On Tuesday, the New York State Court of Appeals overturned the 2007 conviction of Edgar Morales, a Bronx gang member on state terrorism charges. Morales was prosecuted over a 2002 shooting at a church, killing a 10-year-old girl and paralyzing another person.

The Bronx district attorney applied the state’s anti-terrorism statutes to the case on the premise that the gang of Morales, the St. James Boys met the definition of “terror” as the gang was engaged in intimidating a particular community, the Mexican-Americans, who lived around St. James Park.

Section 490.25 of the Penal Law includes a clause that in New York a person is guilty of terrorism when he commits a violent felony or a class A felony with the “intent to intimidate or coerce a civilian population.”

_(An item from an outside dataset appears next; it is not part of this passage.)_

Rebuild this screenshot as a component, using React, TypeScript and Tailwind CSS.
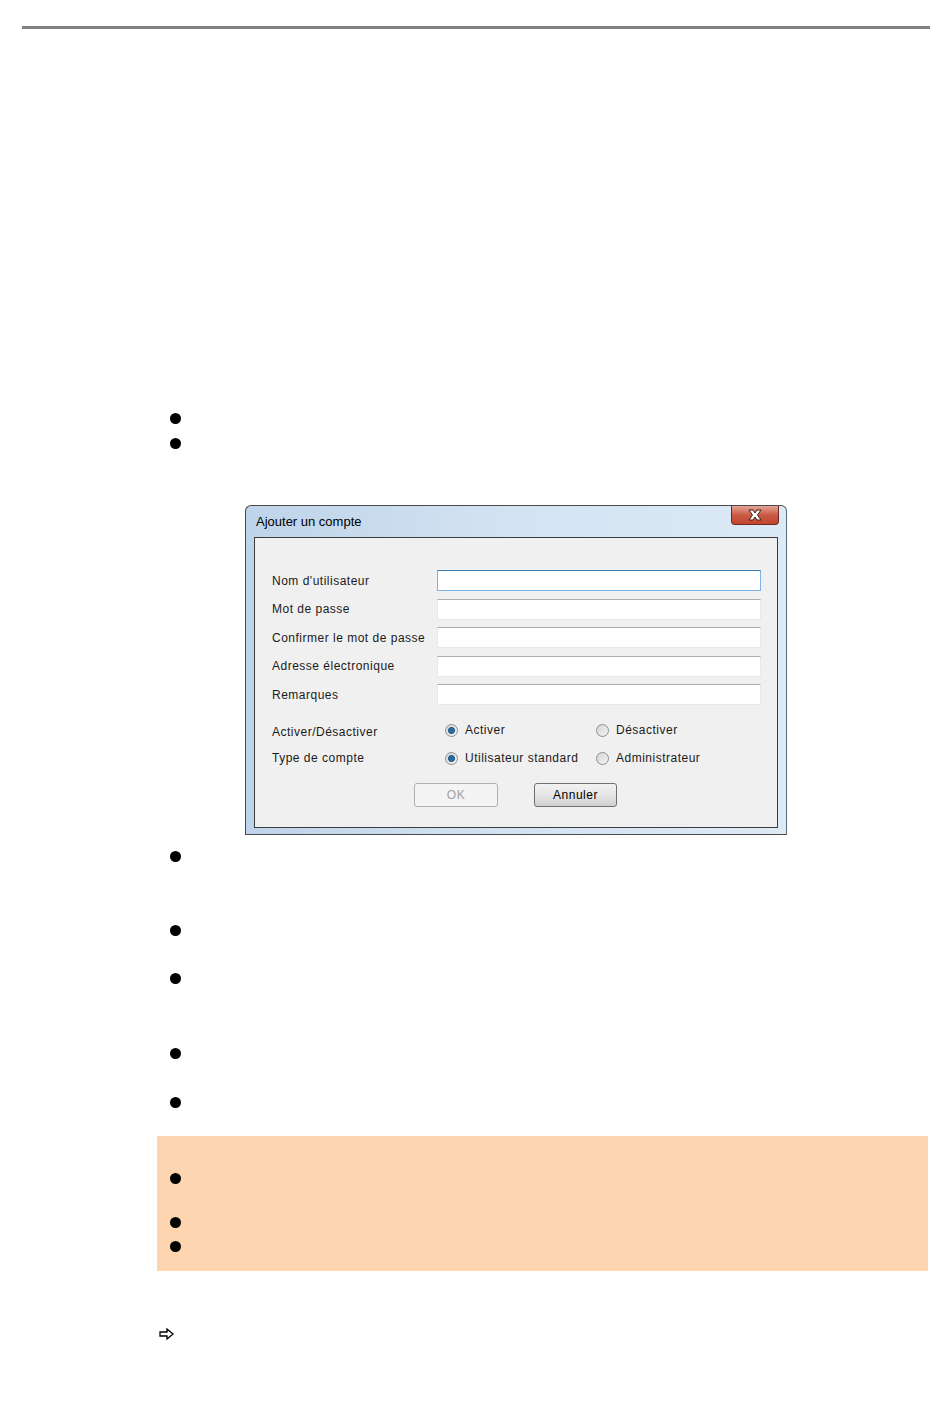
import React from 'react';

const dlgFont = { fontFamily: '"Liberation Sans", Arial, sans-serif' };

const Bullet: React.FC<{ h?: string }> = ({ h = 'h-[24px]' }) => (
  <div className={`flex items-center pl-[170px] ${h}`}>
    <span className="block w-[11px] h-[11px] rounded-full bg-black" />
  </div>
);

const TextField: React.FC<{ focused?: boolean }> = ({ focused }) => (
  <div
    className={
      focused
        ? 'w-[324px] h-[21px] bg-white border border-[#7eb4ea] border-t-[#3d7bad]'
        : 'w-[324px] h-[21px] bg-white border border-[#e3e9ef] border-t-[#abadb3]'
    }
  />
);

const Radio: React.FC<{ checked?: boolean; label: string }> = ({ checked, label }) => (
  <div className="flex items-center gap-[7px]">
    <span className="flex items-center justify-center w-[13px] h-[13px] rounded-full border border-[#8e8f8f] bg-gradient-to-br from-[#d4d4d4] to-[#f5f5f5]">
      {checked && (
        <span className="w-[7px] h-[7px] rounded-full bg-[#1a6aa7] border border-[#0d3f66] shadow-[inset_0_0_1px_#8fd0ff]" />
      )}
    </span>
    <span className="text-[12px] text-[#1a1a1a] tracking-[0.5px]">{label}</span>
  </div>
);

const CloseGlyph: React.FC = () => (
  <svg width="16" height="12" viewBox="0 0 16 12" className="block">
    <path
      d="M2 1 H6 L8 4 L10 1 H14 L10.5 6 L14 11 H10 L8 8 L6 11 H2 L5.5 6 Z"
      fill="white"
      stroke="#4a1c14"
      strokeWidth="1"
      strokeLinejoin="round"
    />
  </svg>
);

const Dialog: React.FC = () => {
  const rows = ["Nom d'utilisateur", 'Mot de passe', 'Confirmer le mot de passe', 'Adresse électronique', 'Remarques'];
  return (
    <div
      className="ml-[245px] w-[542px] h-[330px] border border-[#4a4a4a] border-r-[#5a6a78] rounded-t-[6px] bg-gradient-to-r from-[#bed4ea] via-[#d4e3f2] to-[#dceaf6] flex flex-col"
      style={dlgFont}
    >
      <div className="h-[31px] flex items-start justify-between pl-[10px] pr-[7px]">
        <span className="text-[13px] text-black pt-[6px]">Ajouter un compte</span>
        <div className="w-[48px] h-[19px] rounded-b-[4px] border border-[#6b2a22] border-t-0 bg-gradient-to-b from-[#e3a496] via-[#c95a44] to-[#c2442e] flex items-center justify-center">
          <CloseGlyph />
        </div>
      </div>
      <div className="mx-[8px] flex-1 bg-[#f0f0f0] border border-[#3c3c3c] flex flex-col pt-[32px] pl-[17px]">
        <div className="flex flex-col gap-[7.5px]">
          {rows.map((r, i) => (
            <div key={r} className="flex items-center h-[21px]">
              <span className="w-[165px] text-[12px] text-[#1a1a1a] tracking-[0.5px] whitespace-nowrap">{r}</span>
              <TextField focused={i === 0} />
            </div>
          ))}
        </div>
        <div className="mt-[18px] flex flex-col gap-[14px]">
          <div className="flex items-center h-[14px]">
            <span className="w-[173px] text-[12px] text-[#1a1a1a] tracking-[0.5px] pt-[3px]">Activer/Désactiver</span>
            <div className="w-[151px]">
              <Radio checked label="Activer" />
            </div>
            <Radio label="Désactiver" />
          </div>
          <div className="flex items-center h-[14px]">
            <span className="w-[173px] text-[12px] text-[#1a1a1a] tracking-[0.5px]">Type de compte</span>
            <div className="w-[151px]">
              <Radio checked label="Utilisateur standard" />
            </div>
            <Radio label="Administrateur" />
          </div>
        </div>
        <div className="mt-[18px] flex gap-[36px] pl-[142px]">
          <div className="w-[84px] h-[24px] rounded-[3px] border border-[#adb2b5] bg-[#f4f4f4] flex items-center justify-center text-[12px] text-[#a0a0a0] tracking-[0.5px]">
            OK
          </div>
          <div className="w-[83px] h-[24px] rounded-[3px] border border-[#707070] bg-gradient-to-b from-[#f2f2f2] via-[#e6e6e6] to-[#cfcfcf] flex items-center justify-center text-[12px] text-black tracking-[0.5px]">
            Annuler
          </div>
        </div>
      </div>
      <div className="h-[6px]" />
    </div>
  );
};

const ArrowIcon: React.FC = () => (
  <svg width="16" height="12" viewBox="0 0 16 12" className="block">
    <path d="M1 4 H8 V1 L14 6 L8 11 V8 H1 Z" fill="white" stroke="black" strokeWidth="1.3" strokeLinejoin="miter" />
  </svg>
);

export default function App() {
  return (
    <div className="w-[950px] h-[1420px] bg-white overflow-hidden">
      <div className="mt-[26px] ml-[22px] w-[908px] h-[3px] bg-[#808080]" />

      <div className="mt-[377px]">
        <Bullet h="h-[25px]" />
        <Bullet h="h-[25px]" />
      </div>

      <div className="mt-[49px]">
        <Dialog />
      </div>

      <div className="mt-[9px]">
        <Bullet />
        <div className="h-[50px]" />
        <Bullet />
        <div className="h-[24px]" />
        <Bullet />
        <div className="h-[51px]" />
        <Bullet />
        <div className="h-[25px]" />
        <Bullet />
      </div>

      <div className="mt-[22px] ml-[157px] w-[771px] h-[135px] bg-[#fdd5b1] pt-[30px]">
        <div className="-ml-[157px]">
          <Bullet />
          <div className="h-[20px]" />
          <Bullet />
          <Bullet />
        </div>
      </div>

      <div className="mt-[57px] pl-[159px]">
        <ArrowIcon />
      </div>
    </div>
  );
}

However, the unanimous decision of the appellate court was that stretching the interpretation of terrorism to cover gang crime would allow prosecutors to “invoke the specter of ‘terrorism’ every time a Blood assaults a Crip or an organized crime family orchestrates the murder of a rival syndicate’s soldier.”

Morales happened to be the first person charged and convicted under the anti-terrorism law of New York State, which was passed after 9/11 attacks. Morales was also convicted of manslaughter and attempted murder in addition to terrorism charges. He received a sentence of 40 years in prison.

Upon appeal, the Appellate Division, First Department had vacated the terrorism convictions but had upheld other parts of the sentence. The First Department also rejected arguments that Morales had been denied a fair trial.

The Court of Appeals however overturned the entire conviction holding, “Without the aura of terrorism looming over the case, the activities of (Morales’s) associates in other contexts would have been largely, if not entirely, inadmissible.”

In overturning the conviction, the Court of Appeals also observed “the concept of terrorism has a unique meaning and its implications risk being trivialized if the terminology is applied loosely in situations that do not match our collective understanding of what constitutes a terrorist act.”